Tuesday, January 31, 2012

Creating jobs in France

As we approach the forthcoming elections in France, with radically different programmes on offer from left and right, it seems the French are still struggling with the idea of simplifying the mass of rules and regulations surrounding the creation and management of even small business.

Even though the French auto-entrepreneur scheme has been a relative success (with nearly a million new business creations since its launch) the social security system remains in a total mess, divided as it is into numerous organisations or special regimes depending on your occupation. The situation becomes even more nightmarish if you undertake more than one recognised activity. A lecturer at the Sorbonne complained to me 'for the French social authorities I am two people - a lecturer and a consultant - paying two lots of charges to two different organisations. I also happen to have inherited 20 hectares of land which it is easier to simply let out to a local farmer: If I even thought about cultivating it myself, I would have to join also the special regime for farmers and growers. It is complete madness'.

Retired British people living in France are particularly badly hit, especially if they receive a British pension and depend on the French basic health care system for their sickness cover. Registering as an auto-entrepreneur (self-employed) alters all this, with loss of the basic cover and compulsory entry into a social regime covering the type of work undertaken (from craftsmen to business consultants). As a result many people simply give up, at a time when it is prudent for all of us to try and earn and save a little extra, and not have to rely on handouts from the state, even where these are available. 

As a 'victim' of this complex system I have had several meetings with representatives of the various French social organisations and explained the British system - basically explaining that you can receive a pension and work at the same time, paying some income tax (after deducting expenses) above the limit of of one's individual allowances. 'It is really as simple as that?' said one astonished official, 'Yes' I replied as I contemplated the 16 different deductions (social charges) on my payslip - in reality an A4 sheet! - which included 'pension contributions'........

France is not alone in maintaining a complex regulatory system for new business startups (a minefield of regulations, restrictions, licences and permissions) and for the collection and payment of tax and social charges.
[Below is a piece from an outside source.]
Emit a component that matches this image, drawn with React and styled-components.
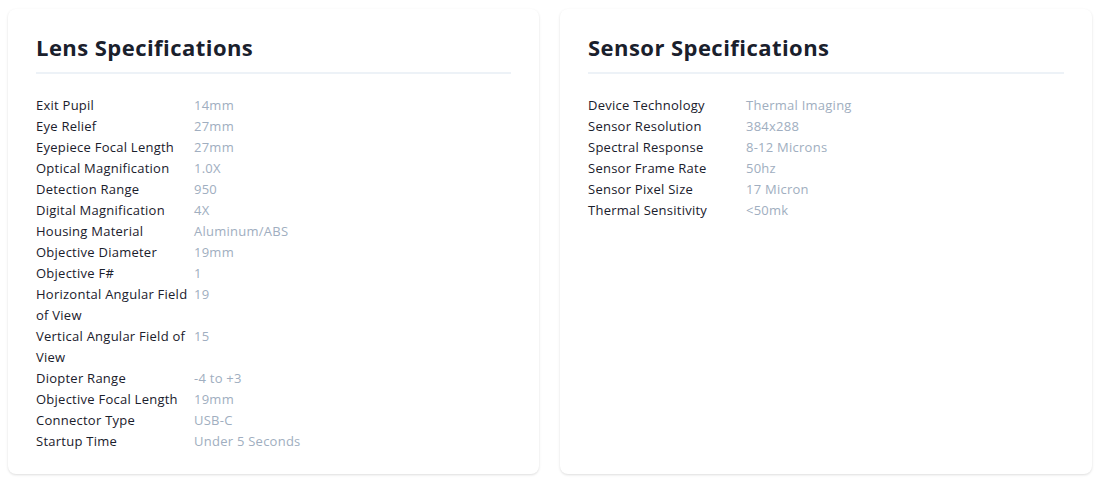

In a recent interview with young people facing unemployment in Italy, Spain and Greece, several complained of the practical barriers to starting even the smallest business, administrative delays and in some cases the need to hand over a fee (bribe) to a government official in order to get anything done.

It is surprising that in these times of crisis and large-scale unemployment, neither side in France's election campaign has come forward with anything like a solution. 

P-D de R.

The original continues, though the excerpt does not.